Now I could sit here and list out ALL of the instances where this parallel is so abundantly clear (which I’ve already done (which contains more work, thought, and understanding than I read in a single “review” on Rotten Tomatoes)), but for now I’ll just rest on Judy Davis’ (who plays Allen’s wife) quote: “You equate retirement with death.” And then to quote myself:
“In what is pretty much the most meta moment of the film, we see a man who isn’t guided by creating another Annie Hall or Manhattan, but a workaholic who’s seen it all and made it all, can't stop making movies for the life of him, and owns the self-awareness to step back and recognize past mistakes—a true sign of a great filmmaker that won't stop until the day he dies.”
MMI: Killing Them Softly
If you hear people say Killing them Softly is "too political", these people don’t know what they’re talking about.

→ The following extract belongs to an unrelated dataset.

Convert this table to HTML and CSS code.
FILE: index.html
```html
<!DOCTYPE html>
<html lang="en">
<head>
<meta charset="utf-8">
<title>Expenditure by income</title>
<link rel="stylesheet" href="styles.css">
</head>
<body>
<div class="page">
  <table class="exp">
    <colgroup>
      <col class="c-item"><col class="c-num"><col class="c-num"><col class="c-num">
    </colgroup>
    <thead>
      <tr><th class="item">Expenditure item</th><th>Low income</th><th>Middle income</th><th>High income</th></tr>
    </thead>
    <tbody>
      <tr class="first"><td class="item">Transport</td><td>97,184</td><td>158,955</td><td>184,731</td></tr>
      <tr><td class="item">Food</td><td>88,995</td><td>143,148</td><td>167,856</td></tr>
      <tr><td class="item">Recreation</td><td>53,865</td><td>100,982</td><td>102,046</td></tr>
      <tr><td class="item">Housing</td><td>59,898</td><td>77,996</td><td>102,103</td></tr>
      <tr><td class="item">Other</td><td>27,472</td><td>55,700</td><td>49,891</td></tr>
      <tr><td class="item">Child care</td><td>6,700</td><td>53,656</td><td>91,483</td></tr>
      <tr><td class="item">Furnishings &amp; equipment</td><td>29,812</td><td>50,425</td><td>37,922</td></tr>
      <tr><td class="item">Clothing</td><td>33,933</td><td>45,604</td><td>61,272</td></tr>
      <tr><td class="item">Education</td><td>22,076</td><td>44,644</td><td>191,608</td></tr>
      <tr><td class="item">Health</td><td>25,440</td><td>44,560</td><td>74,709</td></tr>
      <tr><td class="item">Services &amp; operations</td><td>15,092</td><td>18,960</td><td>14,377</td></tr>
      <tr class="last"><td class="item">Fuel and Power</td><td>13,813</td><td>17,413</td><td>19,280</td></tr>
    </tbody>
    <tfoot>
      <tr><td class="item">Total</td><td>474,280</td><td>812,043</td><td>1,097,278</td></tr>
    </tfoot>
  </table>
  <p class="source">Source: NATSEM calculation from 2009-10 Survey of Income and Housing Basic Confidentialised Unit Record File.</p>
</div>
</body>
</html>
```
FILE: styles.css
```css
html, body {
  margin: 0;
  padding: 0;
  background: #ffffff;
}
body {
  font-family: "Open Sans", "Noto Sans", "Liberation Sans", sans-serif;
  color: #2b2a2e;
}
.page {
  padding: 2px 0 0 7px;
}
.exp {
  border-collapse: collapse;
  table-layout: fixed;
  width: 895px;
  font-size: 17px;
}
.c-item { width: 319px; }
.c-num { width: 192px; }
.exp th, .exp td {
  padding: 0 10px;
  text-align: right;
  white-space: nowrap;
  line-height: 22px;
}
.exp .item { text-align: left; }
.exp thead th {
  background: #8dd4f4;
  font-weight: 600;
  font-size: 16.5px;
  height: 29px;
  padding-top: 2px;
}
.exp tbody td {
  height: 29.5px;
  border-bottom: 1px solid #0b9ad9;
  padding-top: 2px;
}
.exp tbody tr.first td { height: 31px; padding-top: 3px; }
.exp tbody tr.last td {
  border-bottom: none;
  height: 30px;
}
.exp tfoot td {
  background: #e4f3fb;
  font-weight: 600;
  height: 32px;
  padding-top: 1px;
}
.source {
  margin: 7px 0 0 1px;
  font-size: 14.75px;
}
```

The film isn’t BEING political. It’s recreating the political situation surrounding the 2008 Financial Crisis. Every character in the movie is representative of a real life group. I’m not going to tell you who is who. Watch it and see for yourself. But Brad Pitt is the 21st Century American Spirit (and if you think the last line doesn’t embody the current American Spirit, you’re crazy) (and if you think the last line is insulting, you’re crazy). The guys at the poker games: the 1%. The guys that do the robbing are the ones that got us into the subprime mortgage crisis with their stupid plan that was bound to fail. It’s all there. If you’ve watched the movie, re-watch the movie. If you haven’t watched the movie, do so. It is, as far as I’m concerned, the best movie of 2012. Its style. Its story. Its acting. Its moments. Its commentary. But it’s also the most misunderstood film of 2012. You’ll hear me ranting about this for years and years, until people finally give it the credit it deserves.